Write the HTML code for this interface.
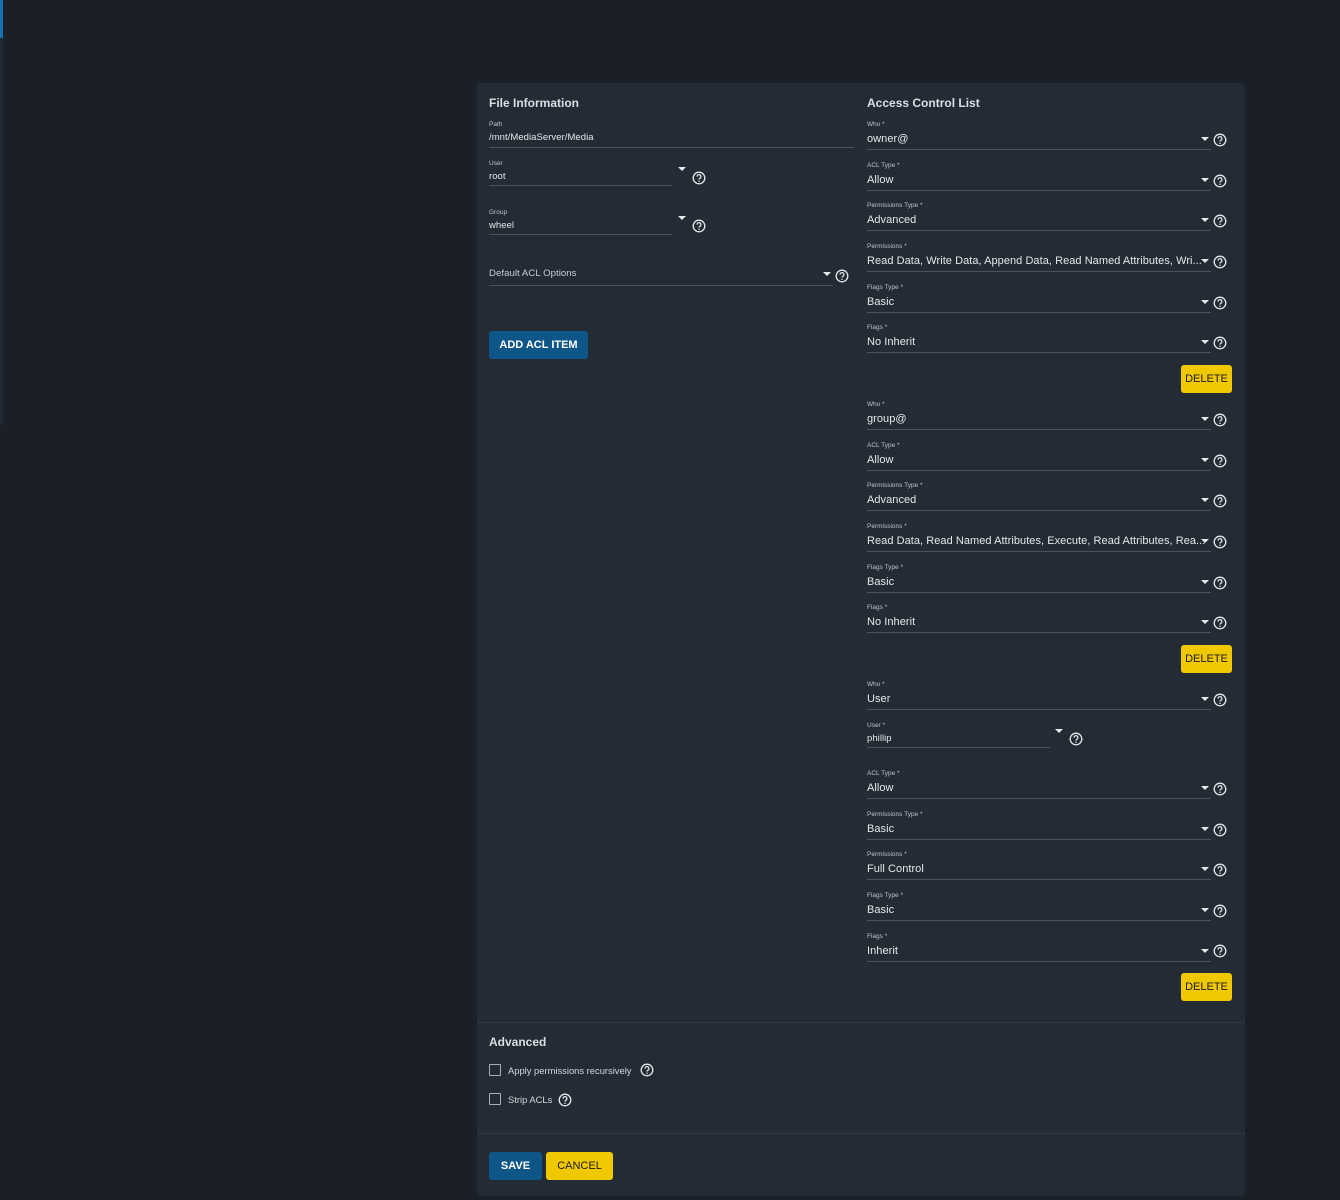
<!DOCTYPE html>
<html><head><meta charset="utf-8"><style>
body{margin:0;width:1340px;height:1200px;background:#1b2028;font-family:"Liberation Sans",sans-serif;position:relative;overflow:hidden}
.side{position:absolute;left:0;top:0;width:3px;height:425px;background:#232a33}
.sideb{position:absolute;left:0;top:0;width:3px;height:38px;background:#1770b0}
.card{position:absolute;left:477px;top:83px;width:768px;height:1113px;background:#232b35;border-radius:3px}
.sep{position:absolute;left:477px;width:768px;height:1px;background:#2f3843}
.ht{position:absolute;color:#dcdfe3;font-size:12px;font-weight:bold}
.f{position:absolute;height:29px;border-bottom:1px solid #4a535d}
.f .l{position:absolute;left:0;top:1px;font-size:6.5px;line-height:8px;color:#bfc4ca}
.f .v{position:absolute;left:0;top:12px;font-size:11px;line-height:14px;color:#e6e8ea;white-space:nowrap;letter-spacing:0.05px}
.a{position:absolute;width:0;height:0;border-left:4px solid transparent;border-right:4px solid transparent;border-top:4px solid #e6e8ea;margin-top:-2px}
.h{position:absolute;width:14px;height:14px}
.btn{position:absolute;border-radius:3px;font-size:11px;font-weight:bold;text-align:center;line-height:28px;height:28px}
.blue{background:#0e5687;color:#fff}
.yel{background:#f0c800;color:#1c1c1c;font-weight:normal;font-size:11px}
.cb{position:absolute;width:10px;height:10px;border:1.5px solid #aab0b6;border-radius:1px}
.ct{position:absolute;font-size:9.4px;color:#d5d8dc}
</style></head><body>
<div class="side"></div><div class="sideb"></div>
<div class="card"></div>
<div class="sep" style="top:1022px"></div>
<div class="sep" style="top:1133px"></div>

<svg width="0" height="0" style="position:absolute"><defs><g id="q"><circle cx="7" cy="7" r="5.8" fill="none" stroke="#e6e8ea" stroke-width="1.3"/><path d="M5.1 5.6a1.9 1.9 0 1 1 2.7 1.7c-.6.3-.8.7-.8 1.3" fill="none" stroke="#e6e8ea" stroke-width="1.2"/><circle cx="7" cy="10.2" r=".75" fill="#e6e8ea"/></g></defs></svg>

<div class="ht" style="left:489px;top:96px">File Information</div>
<div class="ht" style="left:867px;top:96px">Access Control List</div>

<!-- left column -->
<div class="f" style="left:489px;top:120px;width:365px;height:27px"><div class="l">Path</div><div class="v" style="font-size:9.5px;top:11px">/mnt/MediaServer/Media</div></div>
<div class="f" style="left:489px;top:159px;width:183px;height:26px"><div class="l">User</div><div class="v" style="font-size:9.5px;top:11px">root</div></div>
<div class="a" style="left:678px;top:169px"></div><svg class="h" style="left:692px;top:171px"><use href="#q"/></svg>
<div class="f" style="left:489px;top:208px;width:183px;height:26px"><div class="l">Group</div><div class="v" style="font-size:9.5px;top:11px">wheel</div></div>
<div class="a" style="left:678px;top:218px"></div><svg class="h" style="left:692px;top:219px"><use href="#q"/></svg>
<div class="f" style="left:489px;top:258px;width:344px;height:27px"><div class="v" style="font-size:9.6px;top:9px;color:#c9cdd2">Default ACL Options</div></div>
<div class="a" style="left:823px;top:274px"></div><svg class="h" style="left:835px;top:269px"><use href="#q"/></svg>
<div class="btn blue" style="left:489px;top:331px;width:99px">ADD ACL ITEM</div>

<!-- right column block 1 -->
<div class="f" style="left:867px;top:120px;width:344px"><div class="l">Who *</div><div class="v">owner@</div></div>
<div class="a" style="left:1201px;top:139px"></div><svg class="h" style="left:1213px;top:133px"><use href="#q"/></svg>
<div class="f" style="left:867px;top:161px;width:344px"><div class="l">ACL Type *</div><div class="v">Allow</div></div>
<div class="a" style="left:1201px;top:180px"></div><svg class="h" style="left:1213px;top:174px"><use href="#q"/></svg>
<div class="f" style="left:867px;top:201px;width:344px"><div class="l">Permissions Type *</div><div class="v">Advanced</div></div>
<div class="a" style="left:1201px;top:220px"></div><svg class="h" style="left:1213px;top:214px"><use href="#q"/></svg>
<div class="f" style="left:867px;top:242px;width:344px"><div class="l">Permissions *</div><div class="v">Read Data, Write Data, Append Data, Read Named Attributes, Wri...</div></div>
<div class="a" style="left:1201px;top:261px"></div><svg class="h" style="left:1213px;top:255px"><use href="#q"/></svg>
<div class="f" style="left:867px;top:283px;width:344px"><div class="l">Flags Type *</div><div class="v">Basic</div></div>
<div class="a" style="left:1201px;top:302px"></div><svg class="h" style="left:1213px;top:296px"><use href="#q"/></svg>
<div class="f" style="left:867px;top:323px;width:344px"><div class="l">Flags *</div><div class="v">No Inherit</div></div>
<div class="a" style="left:1201px;top:342px"></div><svg class="h" style="left:1213px;top:336px"><use href="#q"/></svg>
<div class="btn yel" style="left:1181px;top:365px;width:51px">DELETE</div>

<!-- block 2 -->
<div class="f" style="left:867px;top:400px;width:344px"><div class="l">Who *</div><div class="v">group@</div></div>
<div class="a" style="left:1201px;top:419px"></div><svg class="h" style="left:1213px;top:413px"><use href="#q"/></svg>
<div class="f" style="left:867px;top:441px;width:344px"><div class="l">ACL Type *</div><div class="v">Allow</div></div>
<div class="a" style="left:1201px;top:460px"></div><svg class="h" style="left:1213px;top:454px"><use href="#q"/></svg>
<div class="f" style="left:867px;top:481px;width:344px"><div class="l">Permissions Type *</div><div class="v">Advanced</div></div>
<div class="a" style="left:1201px;top:500px"></div><svg class="h" style="left:1213px;top:494px"><use href="#q"/></svg>
<div class="f" style="left:867px;top:522px;width:344px"><div class="l">Permissions *</div><div class="v">Read Data, Read Named Attributes, Execute, Read Attributes, Rea...</div></div>
<div class="a" style="left:1201px;top:541px"></div><svg class="h" style="left:1213px;top:535px"><use href="#q"/></svg>
<div class="f" style="left:867px;top:563px;width:344px"><div class="l">Flags Type *</div><div class="v">Basic</div></div>
<div class="a" style="left:1201px;top:582px"></div><svg class="h" style="left:1213px;top:576px"><use href="#q"/></svg>
<div class="f" style="left:867px;top:603px;width:344px"><div class="l">Flags *</div><div class="v">No Inherit</div></div>
<div class="a" style="left:1201px;top:622px"></div><svg class="h" style="left:1213px;top:616px"><use href="#q"/></svg>
<div class="btn yel" style="left:1181px;top:645px;width:51px">DELETE</div>

<!-- block 3 -->
<div class="f" style="left:867px;top:680px;width:344px"><div class="l">Who *</div><div class="v">User</div></div>
<div class="a" style="left:1201px;top:699px"></div><svg class="h" style="left:1213px;top:693px"><use href="#q"/></svg>
<div class="f" style="left:867px;top:721px;width:183px;height:26px"><div class="l">User *</div><div class="v" style="font-size:9.5px;top:11px">phillip</div></div>
<div class="a" style="left:1055px;top:731px"></div><svg class="h" style="left:1069px;top:732px"><use href="#q"/></svg>
<div class="f" style="left:867px;top:769px;width:344px"><div class="l">ACL Type *</div><div class="v">Allow</div></div>
<div class="a" style="left:1201px;top:788px"></div><svg class="h" style="left:1213px;top:782px"><use href="#q"/></svg>
<div class="f" style="left:867px;top:810px;width:344px"><div class="l">Permissions Type *</div><div class="v">Basic</div></div>
<div class="a" style="left:1201px;top:829px"></div><svg class="h" style="left:1213px;top:823px"><use href="#q"/></svg>
<div class="f" style="left:867px;top:850px;width:344px"><div class="l">Permissions *</div><div class="v">Full Control</div></div>
<div class="a" style="left:1201px;top:869px"></div><svg class="h" style="left:1213px;top:863px"><use href="#q"/></svg>
<div class="f" style="left:867px;top:891px;width:344px"><div class="l">Flags Type *</div><div class="v">Basic</div></div>
<div class="a" style="left:1201px;top:910px"></div><svg class="h" style="left:1213px;top:904px"><use href="#q"/></svg>
<div class="f" style="left:867px;top:932px;width:344px"><div class="l">Flags *</div><div class="v">Inherit</div></div>
<div class="a" style="left:1201px;top:951px"></div><svg class="h" style="left:1213px;top:944px"><use href="#q"/></svg>
<div class="btn yel" style="left:1181px;top:973px;width:51px">DELETE</div>

<!-- advanced -->
<div class="ht" style="left:489px;top:1035px">Advanced</div>
<div class="cb" style="left:489px;top:1064px"></div>
<div class="ct" style="left:508px;top:1065px">Apply permissions recursively</div>
<svg class="h" style="left:640px;top:1063px"><use href="#q"/></svg>
<div class="cb" style="left:489px;top:1093px"></div>
<div class="ct" style="left:508px;top:1094px">Strip ACLs</div>
<svg class="h" style="left:558px;top:1093px"><use href="#q"/></svg>

<div class="btn blue" style="left:489px;top:1152px;width:53px">SAVE</div>
<div class="btn yel" style="left:546px;top:1152px;width:67px">CANCEL</div>
</body></html>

****************************************

[THE PROBLEM]
Restate only the lines running from the start of the material above through the line containing "5.6a1.9 1.9 0", ends included. No pictures.

[TASK RESULT]
Write the HTML code for this interface.
<!DOCTYPE html>
<html><head><meta charset="utf-8"><style>
body{margin:0;width:1340px;height:1200px;background:#1b2028;font-family:"Liberation Sans",sans-serif;position:relative;overflow:hidden}
.side{position:absolute;left:0;top:0;width:3px;height:425px;background:#232a33}
.sideb{position:absolute;left:0;top:0;width:3px;height:38px;background:#1770b0}
.card{position:absolute;left:477px;top:83px;width:768px;height:1113px;background:#232b35;border-radius:3px}
.sep{position:absolute;left:477px;width:768px;height:1px;background:#2f3843}
.ht{position:absolute;color:#dcdfe3;font-size:12px;font-weight:bold}
.f{position:absolute;height:29px;border-bottom:1px solid #4a535d}
.f .l{position:absolute;left:0;top:1px;font-size:6.5px;line-height:8px;color:#bfc4ca}
.f .v{position:absolute;left:0;top:12px;font-size:11px;line-height:14px;color:#e6e8ea;white-space:nowrap;letter-spacing:0.05px}
.a{position:absolute;width:0;height:0;border-left:4px solid transparent;border-right:4px solid transparent;border-top:4px solid #e6e8ea;margin-top:-2px}
.h{position:absolute;width:14px;height:14px}
.btn{position:absolute;border-radius:3px;font-size:11px;font-weight:bold;text-align:center;line-height:28px;height:28px}
.blue{background:#0e5687;color:#fff}
.yel{background:#f0c800;color:#1c1c1c;font-weight:normal;font-size:11px}
.cb{position:absolute;width:10px;height:10px;border:1.5px solid #aab0b6;border-radius:1px}
.ct{position:absolute;font-size:9.4px;color:#d5d8dc}
</style></head><body>
<div class="side"></div><div class="sideb"></div>
<div class="card"></div>
<div class="sep" style="top:1022px"></div>
<div class="sep" style="top:1133px"></div>

<svg width="0" height="0" style="position:absolute"><defs><g id="q"><circle cx="7" cy="7" r="5.8" fill="none" stroke="#e6e8ea" stroke-width="1.3"/><path d="M5.1 5.6a1.9 1.9 0 1 1 2.7 1.7c-.6.3-.8.7-.8 1.3" fill="none" stroke="#e6e8ea" stroke-width="1.2"/><circle cx="7" cy="10.2" r=".75" fill="#e6e8ea"/></g></defs></svg>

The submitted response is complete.